I was checking up on the crna Aaron, the crna who is completely responsible for the existence of this blog, and guess what? He has moved to my city! Just when I thought I was safe, I read that he has moved to my new state AND my city. I am panic stricken! This man must NEVER, EVER touch me again, or in any way be responsible for any kind of care in regards to me.
I can't seem to find out which hospital(s) he works at or what group he is working under. We need some kind of laws so that we can track these people who are responsible for injecting us with poison against our will, lying to us, and treating us in an illegal and unlawful manner. I never want to even hear his voice! I heard his voice ridiculing me after he smashed into my brain with his 'vitamin v' the 'simple muscle relaxer.' I'll never forget the smirk on his face as he deliberately and maliciously drugged me against my will. NEVER!
Unfortunately my daughter is attending a good school here and I can't move for 3 more years. A crna should not cause this kind of fear and loathing in his patients. Panic City!
This crna person also went to the same college as my daughter was planning to attend for 2 years! This will have to change as well. Since my kid will only be 16 when she graduates with her AA degree, that means that I must MOVE so that she can be at home with her parents until she finishes her her BA and turns 18. I don't think she will want to leave home at 18 either because she wants to go to college for a number of years and get several PhD's all of which cost lots of money.

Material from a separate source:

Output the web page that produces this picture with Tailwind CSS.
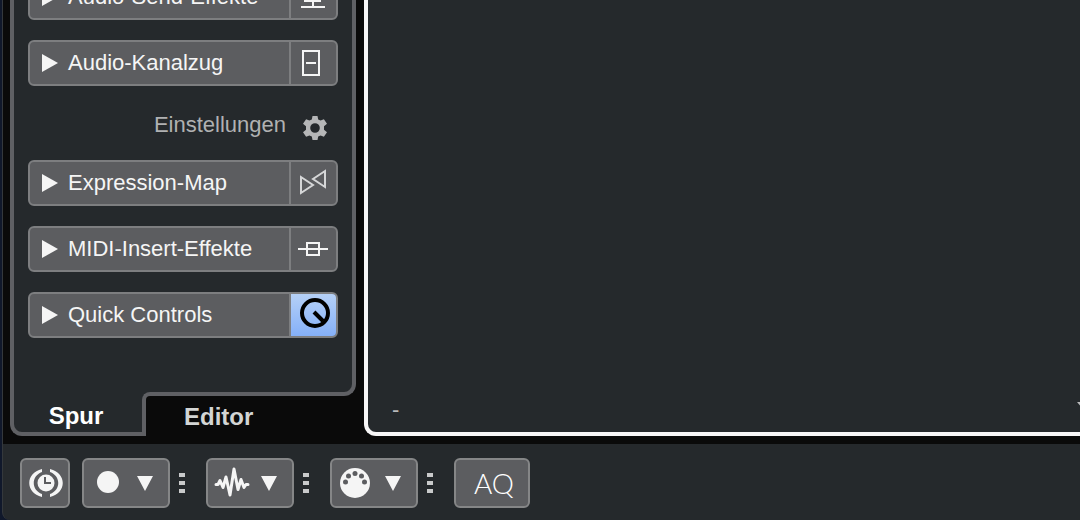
<!DOCTYPE html>
<html lang="de">
<head>
    <meta charset="UTF-8">
    <meta name="viewport" content="width=device-width, initial-scale=1.0">
    <title>Inspector</title>
    <script src="https://cdn.jsdelivr.net/npm/@tailwindcss/browser@4"></script>
</head>
<body class="h-screen overflow-hidden bg-[#10182b] pl-[2px] font-['Liberation_Sans',Arial,sans-serif] text-[#f5f5f5]">
    <div class="h-full flex flex-col overflow-hidden rounded-bl-lg border-l border-[#34383c] bg-[#25292c]">
        <main class="flex-1 min-h-0 flex gap-2 pl-[7px] pb-2 bg-[#0a0a0a]">
            <!-- Inspector -->
            <aside class="w-[346px] shrink-0 flex flex-col">
                <div class="flex-1 min-h-0 overflow-hidden flex flex-col justify-end gap-5 px-[14px] pb-[54px] bg-[#25292c] border-x-4 border-b-4 border-[#5f6064] rounded-br-xl">
                    <section class="shrink-0 h-[46px] flex overflow-hidden rounded-md border-2 border-[#7d7e80] bg-[#5c5d60]">
                        <button class="flex-1 flex items-center gap-[10px] pl-3 text-left text-[22px] leading-6">
                            <svg class="w-4 h-[18px]" viewBox="0 0 16 18" fill="currentColor"><path d="M0 0L16 9L0 18Z"/></svg>
                            Audio-Send-Effekte
                        </button>
                        <button class="w-[47px] flex items-center justify-center pr-[2px] border-l-2 border-[#7d7e80]" aria-label="Audio-Sends">
                            <svg class="w-[30px] h-[30px]" viewBox="0 0 30 30" fill="none" stroke="currentColor" stroke-width="2"><path d="M7 8H22V19H7ZM15 19V25M3 25H27"/></svg>
                        </button>
                    </section>
                    <section class="shrink-0 h-[46px] flex overflow-hidden rounded-md border-2 border-[#7d7e80] bg-[#5c5d60]">
                        <button class="flex-1 flex items-center gap-[10px] pl-3 text-left text-[22px] leading-6">
                            <svg class="w-4 h-[18px]" viewBox="0 0 16 18" fill="currentColor"><path d="M0 0L16 9L0 18Z"/></svg>
                            Audio-Kanalzug
                        </button>
                        <button class="w-[47px] flex items-center justify-center pr-[2px] border-l-2 border-[#7d7e80]" aria-label="Kanalzug">
                            <svg class="w-[30px] h-[30px]" viewBox="0 0 30 30" fill="none" stroke="currentColor" stroke-width="2"><path d="M5 3H21V27H5ZM8 15H18"/></svg>
                        </button>
                    </section>
                    <div class="shrink-0 h-[34px] flex items-center justify-end gap-4 pr-[10px] text-[22px] leading-6 text-[#b0b1b2]">
                        <span id="settings" class="pt-1">Einstellungen</span>
                        <button class="pt-[10px]" aria-labelledby="settings">
                            <svg class="w-[26px] h-[26px]" viewBox="-13 -13 26 26" fill="#b5b6b7"><path fill-rule="evenodd" d="M-2.5 -12H2.5L3.2 -8.6L5.6 -7.4L8.9 -8.7L12 -4.2L9 -1.8V1.8L12 4.2L8.9 8.7L5.6 7.4L3.2 8.6L2.5 12H-2.5L-3.2 8.6L-5.6 7.4L-8.9 8.7L-12 4.2L-9 1.8V-1.8L-12 -4.2L-8.9 -8.7L-5.6 -7.4L-3.2 -8.6ZM0 -4.8A4.8 4.8 0 1 0 0 4.8A4.8 4.8 0 1 0 0 -4.8Z"/></svg>
                        </button>
                    </div>
                    <section class="shrink-0 h-[46px] flex overflow-hidden rounded-md border-2 border-[#7d7e80] bg-[#5c5d60]">
                        <button class="flex-1 flex items-center gap-[10px] pl-3 text-left text-[22px] leading-6">
                            <svg class="w-4 h-[18px]" viewBox="0 0 16 18" fill="currentColor"><path d="M0 0L16 9L0 18Z"/></svg>
                            Expression-Map
                        </button>
                        <button class="w-[47px] flex items-center justify-center pr-[2px] border-l-2 border-[#7d7e80]" aria-label="Expression-Map öffnen">
                            <svg class="w-[30px] h-[30px]" viewBox="0 0 30 30" fill="none" stroke="#d5d6d7" stroke-width="2"><path d="M3 9V25L15 17ZM27 3V19L15 11Z"/></svg>
                        </button>
                    </section>
                    <section class="shrink-0 h-[46px] flex overflow-hidden rounded-md border-2 border-[#7d7e80] bg-[#5c5d60]">
                        <button class="flex-1 flex items-center gap-[10px] pl-3 text-left text-[22px] leading-6">
                            <svg class="w-4 h-[18px]" viewBox="0 0 16 18" fill="currentColor"><path d="M0 0L16 9L0 18Z"/></svg>
                            MIDI-Insert-Effekte
                        </button>
                        <button class="w-[47px] flex items-center justify-center pr-[2px] border-l-2 border-[#7d7e80]" aria-label="MIDI-Inserts">
                            <svg class="w-[30px] h-[30px]" viewBox="0 0 30 30" fill="none" stroke="currentColor" stroke-width="2"><path d="M9 9H21V21H9ZM0 15H30"/></svg>
                        </button>
                    </section>
                    <section class="shrink-0 h-[46px] flex overflow-hidden rounded-md border-2 border-[#7d7e80] bg-[#5c5d60]">
                        <button class="flex-1 flex items-center gap-[10px] pl-3 text-left text-[22px] leading-6">
                            <svg class="w-4 h-[18px]" viewBox="0 0 16 18" fill="currentColor"><path d="M0 0L16 9L0 18Z"/></svg>
                            Quick Controls
                        </button>
                        <button class="w-[47px] flex items-center justify-center border-l-2 border-[#7d7e80] bg-linear-to-b from-[#b5d0f6] to-[#85b0f8] text-black" aria-label="Quick Controls öffnen">
                            <svg class="w-[34px] h-[34px]" viewBox="-2 -2 34 34" fill="none" stroke="currentColor" stroke-width="4"><circle cx="16" cy="13" r="13"/><path d="M15 12L24 21"/></svg>
                        </button>
                    </section>
                </div>
                <nav class="relative -mt-1 h-11 shrink-0 flex text-2xl leading-6 font-bold">
                    <button class="w-[132px] pt-2 pr-1 bg-[#25292c] border-l-4 border-b-4 border-[#5f6064] rounded-bl-xl text-white">Spur</button>
                    <button class="w-[180px] bg-[#25292c] text-[#d3d5d4]">
                        <span class="flex items-center h-full pl-[38px] pt-[2px] border-t-4 border-l-4 border-[#5f6064] rounded-tl-lg bg-[#0a0a0a]">Editor</span>
                    </button>
                </nav>
            </aside>

            <!-- Empty editor area -->
            <section class="flex-1 min-w-0 overflow-hidden flex items-end justify-between pl-6 pb-[10px] border-l-4 border-b-4 border-[#f7f6f7] rounded-bl-xl bg-[#25292c] text-[22px] leading-6 text-[#b9babb]">
                <span>-</span>
                <svg class="w-3 h-6 -mr-[9px]" viewBox="0 0 12 24" fill="currentColor"><path d="M0 4H12L6 11Z"/></svg>
            </section>
        </main>

        <!-- Toolbar -->
        <footer class="flex items-center gap-3 pl-[17px] pt-[14px] pb-3">
            <button class="w-[50px] h-[50px] flex items-center justify-center rounded-md border-2 border-[#858687] bg-[#5c5d60]" aria-label="Retrospektive Aufnahme">
                <svg class="w-9 h-[30px] shrink-0" viewBox="0 0 36 30" fill="none">
                    <circle cx="19" cy="15" r="8.5" fill="#f5f5f5"/>
                    <path d="M18 9V15H24" stroke="#5c5d60" stroke-width="2"/>
                    <path d="M15 1C-2 5 -2 25 15 29V26C4 22 4 8 15 4ZM23 1C40 5 40 25 23 29V26C34 22 34 8 23 4Z" fill="#f5f5f5"/>
                </svg>
            </button>
            <button class="w-[88px] h-[50px] flex items-center justify-between pl-[13px] pr-[15px] rounded-md border-2 border-[#858687] bg-[#5c5d60]" aria-label="Aufnahme">
                <svg class="w-[22px] h-[22px] -mt-[2px]" viewBox="0 0 22 22" fill="currentColor"><circle cx="11" cy="11" r="11"/></svg>
                <svg class="w-4 h-[15px]" viewBox="0 0 16 15" fill="currentColor"><path d="M0 0H16L8 15Z"/></svg>
            </button>
            <svg class="w-6 h-5 -mx-[6px]" viewBox="0 0 24 20" fill="#c9cacb"><path d="M3 0H9V4H3ZM3 8H9V12H3ZM3 16H9V20H3Z"/></svg>
            <button class="w-[88px] h-[50px] flex items-center justify-between pl-[6px] pr-[15px] rounded-md border-2 border-[#858687] bg-[#5c5d60]" aria-label="Audio">
                <svg class="w-9 h-8" viewBox="0 0 36 32" fill="none" stroke="currentColor" stroke-width="3" stroke-linejoin="round" stroke-linecap="round"><path d="M2 17.5H4L6 13.5L9 20.500L12 10L16 28L20 2L24 22.500L27 12.500L30 20.500L32 17.500H34"/></svg>
                <svg class="w-4 h-[15px]" viewBox="0 0 16 15" fill="currentColor"><path d="M0 0H16L8 15Z"/></svg>
            </button>
            <svg class="w-6 h-5 -mx-[6px]" viewBox="0 0 24 20" fill="#c9cacb"><path d="M3 0H9V4H3ZM3 8H9V12H3ZM3 16H9V20H3Z"/></svg>
            <button class="w-[88px] h-[50px] flex items-center justify-between pl-2 pr-[15px] rounded-md border-2 border-[#858687] bg-[#5c5d60]" aria-label="MIDI">
                <svg class="w-[30px] h-[30px]" viewBox="0 0 30 30" fill="currentColor">
                    <circle cx="15" cy="15" r="15"/>
                    <g fill="#5c5d60"><circle cx="5.500" cy="14" r="2.500"/><circle cx="8.500" cy="8" r="2.500"/><circle cx="15" cy="5.500" r="2.500"/><circle cx="21.500" cy="8" r="2.500"/><circle cx="24.500" cy="14" r="2.500"/></g>
                </svg>
                <svg class="w-4 h-[15px]" viewBox="0 0 16 15" fill="currentColor"><path d="M0 0H16L8 15Z"/></svg>
            </button>
            <svg class="w-6 h-5 -mx-[6px]" viewBox="0 0 24 20" fill="#c9cacb"><path d="M3 0H9V4H3ZM3 8H9V12H3ZM3 16H9V20H3Z"/></svg>
            <button class="w-[76px] h-[50px] pl-1 rounded-md border-2 border-[#858687] bg-[#5c5d60] font-[Lato,sans-serif] font-light text-[28px] leading-8 text-white">AQ</button>
        </footer>
    </div>
</body>
</html>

All this drama to avoid a rogue crna who is intent on defying patient wishes and imposing his will upon them. I can't risk being injured by or subjected to this horrible crna again. I realize that there is only a very slim chance of encountering this particular man, but the nature of PTSD is that being rational about the root cause of the illness is impossible. I KNOW it's irrational, but the fear is real. If he would treat me like pond scum because I was "just a truck driver" albeit a "pleasant woman in no distress" what will he do to me now? I can't risk it.
I wonder if my gp can put in my chart that Aaron can't work on me in any circumstance? Do you think that the hospital would go along with this directive? Or would they just claim some exigent circumstance to avoid my following my wishes? I mean, it didn't do me a damn bit of good to refuse sedation or g/a with Aaron! He went right on ahead with his notion of what HE wanted me to have. What in the world would make me think that refusing to allow this nurse access to me would make a single bit of difference at a hospital?